··· Data extract ···

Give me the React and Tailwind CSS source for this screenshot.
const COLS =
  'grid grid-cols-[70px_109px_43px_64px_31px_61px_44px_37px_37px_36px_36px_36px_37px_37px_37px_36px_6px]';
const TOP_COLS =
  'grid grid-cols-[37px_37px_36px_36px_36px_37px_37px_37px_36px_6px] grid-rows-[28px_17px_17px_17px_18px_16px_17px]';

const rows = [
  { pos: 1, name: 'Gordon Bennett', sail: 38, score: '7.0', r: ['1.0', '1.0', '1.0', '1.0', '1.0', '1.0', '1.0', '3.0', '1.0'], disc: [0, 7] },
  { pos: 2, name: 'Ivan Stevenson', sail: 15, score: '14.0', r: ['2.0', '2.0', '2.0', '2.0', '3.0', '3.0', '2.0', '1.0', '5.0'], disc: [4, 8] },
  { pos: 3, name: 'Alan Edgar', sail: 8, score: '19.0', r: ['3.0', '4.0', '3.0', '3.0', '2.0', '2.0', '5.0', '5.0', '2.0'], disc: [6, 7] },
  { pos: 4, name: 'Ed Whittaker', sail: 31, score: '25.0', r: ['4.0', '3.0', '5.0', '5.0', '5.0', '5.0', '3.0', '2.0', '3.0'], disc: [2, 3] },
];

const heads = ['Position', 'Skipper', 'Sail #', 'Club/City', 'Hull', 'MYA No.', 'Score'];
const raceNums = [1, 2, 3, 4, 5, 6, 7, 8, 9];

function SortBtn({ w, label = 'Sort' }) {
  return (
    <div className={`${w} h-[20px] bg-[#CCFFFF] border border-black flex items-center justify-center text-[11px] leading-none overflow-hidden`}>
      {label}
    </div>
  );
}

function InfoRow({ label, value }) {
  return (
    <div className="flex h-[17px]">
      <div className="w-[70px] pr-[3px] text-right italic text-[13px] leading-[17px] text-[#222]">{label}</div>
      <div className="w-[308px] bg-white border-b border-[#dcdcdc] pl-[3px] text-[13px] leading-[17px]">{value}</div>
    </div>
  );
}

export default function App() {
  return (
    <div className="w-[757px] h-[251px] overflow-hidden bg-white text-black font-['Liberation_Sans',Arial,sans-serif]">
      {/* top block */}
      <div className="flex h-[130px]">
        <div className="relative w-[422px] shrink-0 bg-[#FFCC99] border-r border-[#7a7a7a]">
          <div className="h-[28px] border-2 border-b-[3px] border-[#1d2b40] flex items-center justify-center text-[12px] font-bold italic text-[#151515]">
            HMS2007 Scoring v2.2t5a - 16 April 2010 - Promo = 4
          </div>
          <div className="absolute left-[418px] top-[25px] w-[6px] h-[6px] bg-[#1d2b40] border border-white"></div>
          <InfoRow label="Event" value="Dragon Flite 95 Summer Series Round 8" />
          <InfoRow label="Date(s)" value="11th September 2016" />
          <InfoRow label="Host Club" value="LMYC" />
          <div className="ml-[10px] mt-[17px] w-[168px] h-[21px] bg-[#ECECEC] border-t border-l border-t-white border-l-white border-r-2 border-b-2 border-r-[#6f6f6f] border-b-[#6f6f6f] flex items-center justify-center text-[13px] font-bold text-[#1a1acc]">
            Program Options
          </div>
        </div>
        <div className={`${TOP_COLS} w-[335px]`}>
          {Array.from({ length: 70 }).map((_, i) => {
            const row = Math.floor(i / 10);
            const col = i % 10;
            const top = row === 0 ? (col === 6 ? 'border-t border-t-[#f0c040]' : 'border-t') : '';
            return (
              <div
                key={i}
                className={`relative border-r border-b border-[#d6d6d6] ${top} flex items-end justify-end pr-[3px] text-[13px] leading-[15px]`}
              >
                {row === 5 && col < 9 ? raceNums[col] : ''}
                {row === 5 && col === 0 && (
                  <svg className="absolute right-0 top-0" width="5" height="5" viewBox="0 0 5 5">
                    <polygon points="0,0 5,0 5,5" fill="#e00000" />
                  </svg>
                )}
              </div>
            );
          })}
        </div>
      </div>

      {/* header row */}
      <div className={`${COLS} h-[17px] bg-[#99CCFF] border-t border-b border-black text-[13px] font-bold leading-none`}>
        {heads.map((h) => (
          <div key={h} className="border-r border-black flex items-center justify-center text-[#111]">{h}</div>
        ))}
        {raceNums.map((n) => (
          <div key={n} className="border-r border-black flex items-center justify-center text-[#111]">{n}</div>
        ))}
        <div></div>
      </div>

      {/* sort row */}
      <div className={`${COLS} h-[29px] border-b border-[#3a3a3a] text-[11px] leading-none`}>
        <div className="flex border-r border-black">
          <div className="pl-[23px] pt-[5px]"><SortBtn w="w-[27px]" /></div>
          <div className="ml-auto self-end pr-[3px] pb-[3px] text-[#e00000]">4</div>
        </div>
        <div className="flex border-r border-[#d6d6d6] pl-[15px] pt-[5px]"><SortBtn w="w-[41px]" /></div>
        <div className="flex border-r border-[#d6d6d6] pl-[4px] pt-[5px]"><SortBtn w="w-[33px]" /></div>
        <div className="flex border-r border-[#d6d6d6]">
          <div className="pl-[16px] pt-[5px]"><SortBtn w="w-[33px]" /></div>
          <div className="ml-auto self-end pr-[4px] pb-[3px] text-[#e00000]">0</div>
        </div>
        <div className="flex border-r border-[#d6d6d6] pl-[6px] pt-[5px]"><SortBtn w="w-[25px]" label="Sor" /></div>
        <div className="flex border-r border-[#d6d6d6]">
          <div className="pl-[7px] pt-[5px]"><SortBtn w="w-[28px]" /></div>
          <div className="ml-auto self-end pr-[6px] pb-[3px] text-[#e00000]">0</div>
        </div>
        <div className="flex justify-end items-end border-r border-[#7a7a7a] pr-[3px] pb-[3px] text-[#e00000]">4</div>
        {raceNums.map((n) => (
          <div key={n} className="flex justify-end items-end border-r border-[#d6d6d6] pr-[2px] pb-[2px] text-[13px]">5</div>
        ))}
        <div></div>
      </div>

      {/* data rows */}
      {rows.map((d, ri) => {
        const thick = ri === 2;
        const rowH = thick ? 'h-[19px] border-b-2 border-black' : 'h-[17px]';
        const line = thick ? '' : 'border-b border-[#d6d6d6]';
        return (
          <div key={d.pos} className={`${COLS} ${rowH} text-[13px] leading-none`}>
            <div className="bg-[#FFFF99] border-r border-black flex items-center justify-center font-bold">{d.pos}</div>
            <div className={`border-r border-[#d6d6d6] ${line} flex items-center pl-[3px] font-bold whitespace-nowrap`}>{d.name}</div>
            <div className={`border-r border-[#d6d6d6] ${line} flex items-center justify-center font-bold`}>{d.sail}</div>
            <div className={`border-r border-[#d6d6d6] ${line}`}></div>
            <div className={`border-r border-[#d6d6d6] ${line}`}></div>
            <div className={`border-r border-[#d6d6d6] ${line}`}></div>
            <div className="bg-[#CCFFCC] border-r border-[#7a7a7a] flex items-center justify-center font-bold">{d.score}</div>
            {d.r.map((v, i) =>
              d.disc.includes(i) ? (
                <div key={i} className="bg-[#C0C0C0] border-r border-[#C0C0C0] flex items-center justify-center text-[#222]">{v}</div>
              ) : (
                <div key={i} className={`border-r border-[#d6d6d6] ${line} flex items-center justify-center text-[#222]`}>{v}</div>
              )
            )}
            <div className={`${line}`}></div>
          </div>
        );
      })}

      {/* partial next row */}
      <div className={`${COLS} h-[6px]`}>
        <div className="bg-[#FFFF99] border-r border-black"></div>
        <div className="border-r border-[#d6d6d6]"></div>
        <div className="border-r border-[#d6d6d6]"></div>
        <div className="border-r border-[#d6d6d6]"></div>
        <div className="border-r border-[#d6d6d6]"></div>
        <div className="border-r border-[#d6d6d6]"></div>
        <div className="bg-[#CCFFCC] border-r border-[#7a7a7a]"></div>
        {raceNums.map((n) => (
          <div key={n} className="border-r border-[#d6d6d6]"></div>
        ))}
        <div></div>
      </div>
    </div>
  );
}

···

*Your task*.
Quote only the stretch of lines that starts the data above and ends with the line containing "const raceNums = [1, 2, 3, 4, 5, 6, 7, 8, 9];", both included.

*Written solution*.
Give me the React and Tailwind CSS source for this screenshot.
const COLS =
  'grid grid-cols-[70px_109px_43px_64px_31px_61px_44px_37px_37px_36px_36px_36px_37px_37px_37px_36px_6px]';
const TOP_COLS =
  'grid grid-cols-[37px_37px_36px_36px_36px_37px_37px_37px_36px_6px] grid-rows-[28px_17px_17px_17px_18px_16px_17px]';

const rows = [
  { pos: 1, name: 'Gordon Bennett', sail: 38, score: '7.0', r: ['1.0', '1.0', '1.0', '1.0', '1.0', '1.0', '1.0', '3.0', '1.0'], disc: [0, 7] },
  { pos: 2, name: 'Ivan Stevenson', sail: 15, score: '14.0', r: ['2.0', '2.0', '2.0', '2.0', '3.0', '3.0', '2.0', '1.0', '5.0'], disc: [4, 8] },
  { pos: 3, name: 'Alan Edgar', sail: 8, score: '19.0', r: ['3.0', '4.0', '3.0', '3.0', '2.0', '2.0', '5.0', '5.0', '2.0'], disc: [6, 7] },
  { pos: 4, name: 'Ed Whittaker', sail: 31, score: '25.0', r: ['4.0', '3.0', '5.0', '5.0', '5.0', '5.0', '3.0', '2.0', '3.0'], disc: [2, 3] },
];

const heads = ['Position', 'Skipper', 'Sail #', 'Club/City', 'Hull', 'MYA No.', 'Score'];
const raceNums = [1, 2, 3, 4, 5, 6, 7, 8, 9];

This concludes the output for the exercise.